[Work instructions] Your task is to copy the listing exactly, with the pictures left out.

⁂

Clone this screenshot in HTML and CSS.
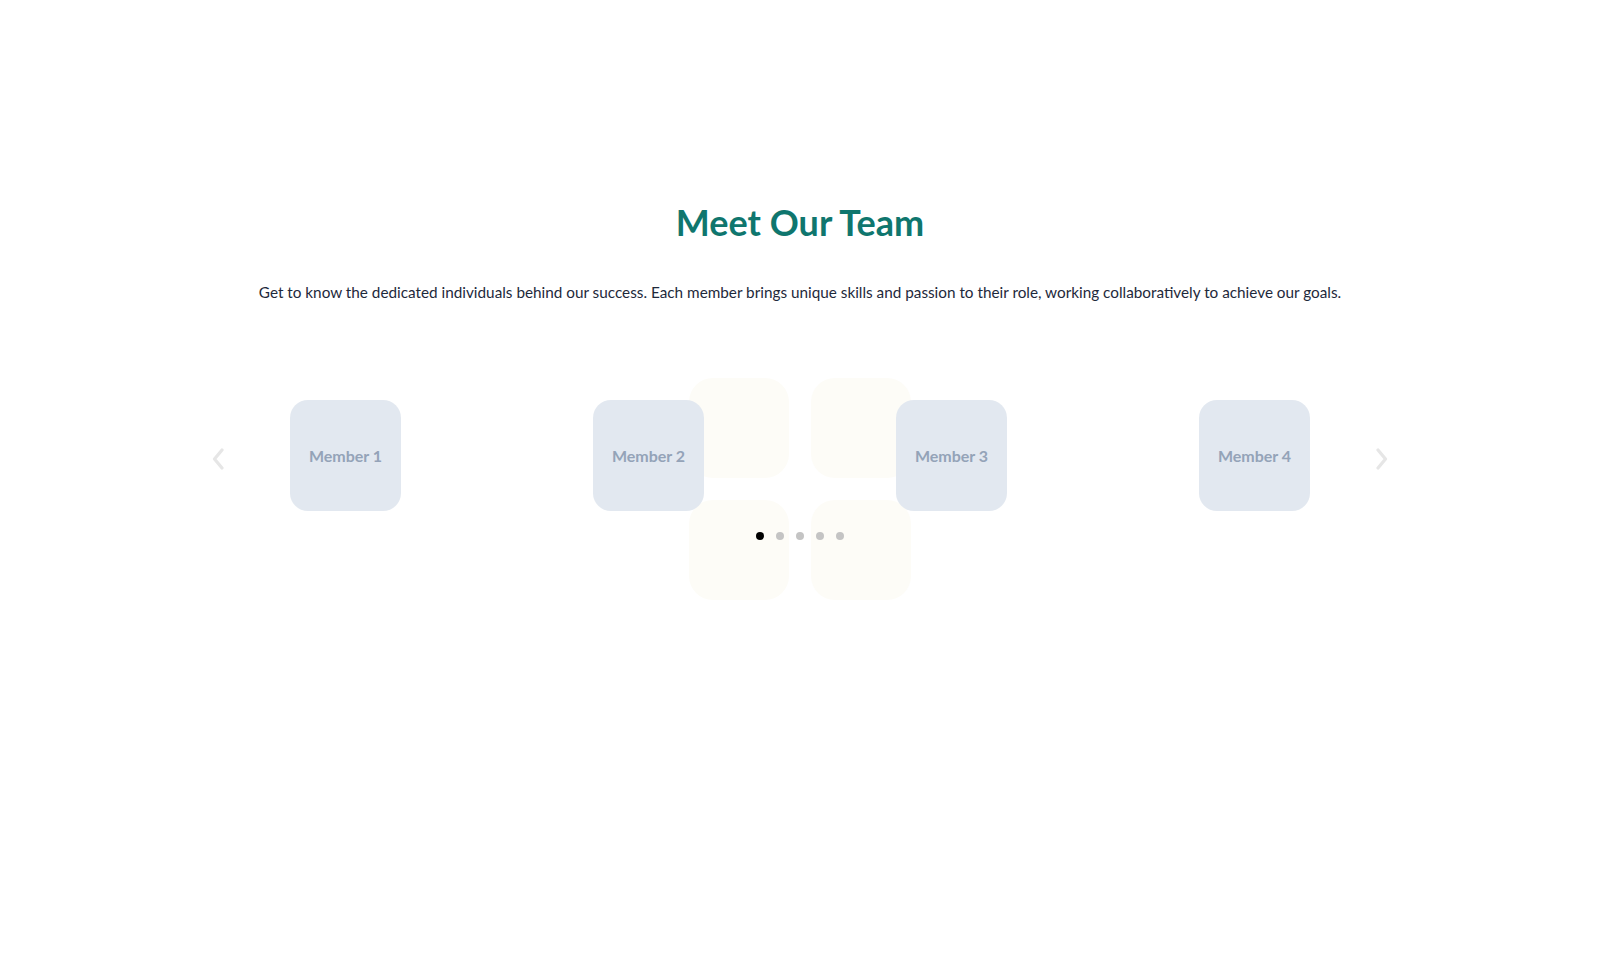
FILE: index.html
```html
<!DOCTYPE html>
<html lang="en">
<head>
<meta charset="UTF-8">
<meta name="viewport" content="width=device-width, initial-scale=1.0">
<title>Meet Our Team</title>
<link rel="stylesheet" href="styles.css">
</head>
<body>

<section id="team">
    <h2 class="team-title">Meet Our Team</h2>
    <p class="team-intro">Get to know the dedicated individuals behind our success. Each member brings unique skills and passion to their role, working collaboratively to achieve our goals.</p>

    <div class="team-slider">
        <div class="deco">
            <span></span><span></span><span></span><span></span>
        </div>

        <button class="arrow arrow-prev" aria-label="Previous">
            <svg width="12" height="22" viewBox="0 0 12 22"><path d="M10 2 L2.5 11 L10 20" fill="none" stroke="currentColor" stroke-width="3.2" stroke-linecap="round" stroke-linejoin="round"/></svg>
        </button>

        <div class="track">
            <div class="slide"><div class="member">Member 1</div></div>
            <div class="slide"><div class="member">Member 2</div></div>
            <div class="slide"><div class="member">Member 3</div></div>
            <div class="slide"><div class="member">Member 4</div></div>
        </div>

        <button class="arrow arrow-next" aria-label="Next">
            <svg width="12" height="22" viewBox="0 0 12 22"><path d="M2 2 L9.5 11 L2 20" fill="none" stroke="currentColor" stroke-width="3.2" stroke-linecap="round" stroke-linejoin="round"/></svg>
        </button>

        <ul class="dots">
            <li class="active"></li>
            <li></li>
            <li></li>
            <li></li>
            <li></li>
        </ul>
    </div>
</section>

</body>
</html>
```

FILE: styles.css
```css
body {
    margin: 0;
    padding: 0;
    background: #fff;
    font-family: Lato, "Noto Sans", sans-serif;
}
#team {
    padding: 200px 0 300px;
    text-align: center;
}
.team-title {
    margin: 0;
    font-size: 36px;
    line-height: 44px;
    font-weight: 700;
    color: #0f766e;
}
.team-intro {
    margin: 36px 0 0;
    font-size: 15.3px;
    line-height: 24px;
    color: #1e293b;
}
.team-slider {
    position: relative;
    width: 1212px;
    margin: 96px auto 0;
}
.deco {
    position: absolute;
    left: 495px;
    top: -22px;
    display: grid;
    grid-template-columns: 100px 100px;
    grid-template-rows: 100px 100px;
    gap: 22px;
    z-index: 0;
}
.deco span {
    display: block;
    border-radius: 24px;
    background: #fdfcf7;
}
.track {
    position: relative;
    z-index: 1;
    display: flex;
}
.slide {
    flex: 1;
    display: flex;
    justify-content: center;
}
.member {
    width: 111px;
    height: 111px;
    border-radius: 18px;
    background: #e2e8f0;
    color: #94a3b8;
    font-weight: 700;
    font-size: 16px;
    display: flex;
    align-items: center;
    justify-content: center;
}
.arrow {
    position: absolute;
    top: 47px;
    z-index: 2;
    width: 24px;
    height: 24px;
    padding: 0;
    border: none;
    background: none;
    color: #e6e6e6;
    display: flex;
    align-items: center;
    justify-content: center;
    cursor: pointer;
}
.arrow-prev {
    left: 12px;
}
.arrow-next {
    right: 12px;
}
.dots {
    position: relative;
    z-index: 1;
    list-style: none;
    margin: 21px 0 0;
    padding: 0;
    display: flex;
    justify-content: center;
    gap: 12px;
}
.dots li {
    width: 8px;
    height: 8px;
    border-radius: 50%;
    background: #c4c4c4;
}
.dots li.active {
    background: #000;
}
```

⁂

[Response to this task]
Clone this screenshot in HTML and CSS.
FILE: index.html
```html
<!DOCTYPE html>
<html lang="en">
<head>
<meta charset="UTF-8">
<meta name="viewport" content="width=device-width, initial-scale=1.0">
<title>Meet Our Team</title>
<link rel="stylesheet" href="styles.css">
</head>
<body>

<section id="team">
    <h2 class="team-title">Meet Our Team</h2>
    <p class="team-intro">Get to know the dedicated individuals behind our success. Each member brings unique skills and passion to their role, working collaboratively to achieve our goals.</p>

    <div class="team-slider">
        <div class="deco">
            <span></span><span></span><span></span><span></span>
        </div>

        <button class="arrow arrow-prev" aria-label="Previous">
            <svg width="12" height="22" viewBox="0 0 12 22"><path d="M10 2 L2.5 11 L10 20" fill="none" stroke="currentColor" stroke-width="3.2" stroke-linecap="round" stroke-linejoin="round"/></svg>
        </button>

        <div class="track">
            <div class="slide"><div class="member">Member 1</div></div>
            <div class="slide"><div class="member">Member 2</div></div>
            <div class="slide"><div class="member">Member 3</div></div>
            <div class="slide"><div class="member">Member 4</div></div>
        </div>

        <button class="arrow arrow-next" aria-label="Next">
            <svg width="12" height="22" viewBox="0 0 12 22"><path d="M2 2 L9.5 11 L2 20" fill="none" stroke="currentColor" stroke-width="3.2" stroke-linecap="round" stroke-linejoin="round"/></svg>
        </button>

        <ul class="dots">
            <li class="active"></li>
            <li></li>
            <li></li>
            <li></li>
            <li></li>
        </ul>
    </div>
</section>

</body>
</html>
```

FILE: styles.css
```css
body {
    margin: 0;
    padding: 0;
    background: #fff;
    font-family: Lato, "Noto Sans", sans-serif;
}
#team {
    padding: 200px 0 300px;
    text-align: center;
}
.team-title {
    margin: 0;
    font-size: 36px;
    line-height: 44px;
    font-weight: 700;
    color: #0f766e;
}
.team-intro {
    margin: 36px 0 0;
    font-size: 15.3px;
    line-height: 24px;
    color: #1e293b;
}
.team-slider {
    position: relative;
    width: 1212px;
    margin: 96px auto 0;
}
.deco {
    position: absolute;
    left: 495px;
    top: -22px;
    display: grid;
    grid-template-columns: 100px 100px;
    grid-template-rows: 100px 100px;
    gap: 22px;
    z-index: 0;
}
.deco span {
    display: block;
    border-radius: 24px;
    background: #fdfcf7;
}
.track {
    position: relative;
    z-index: 1;
    display: flex;
}
.slide {
    flex: 1;
    display: flex;
    justify-content: center;
}
.member {
    width: 111px;
    height: 111px;
    border-radius: 18px;
    background: #e2e8f0;
    color: #94a3b8;
    font-weight: 700;
    font-size: 16px;
    display: flex;
    align-items: center;
    justify-content: center;
}
.arrow {
    position: absolute;
    top: 47px;
    z-index: 2;
    width: 24px;
    height: 24px;
    padding: 0;
    border: none;
    background: none;
    color: #e6e6e6;
    display: flex;
    align-items: center;
    justify-content: center;
    cursor: pointer;
}
.arrow-prev {
    left: 12px;
}
.arrow-next {
    right: 12px;
}
.dots {
    position: relative;
    z-index: 1;
    list-style: none;
    margin: 21px 0 0;
    padding: 0;
    display: flex;
    justify-content: center;
    gap: 12px;
}
.dots li {
    width: 8px;
    height: 8px;
    border-radius: 50%;
    background: #c4c4c4;
}
.dots li.active {
    background: #000;
}
```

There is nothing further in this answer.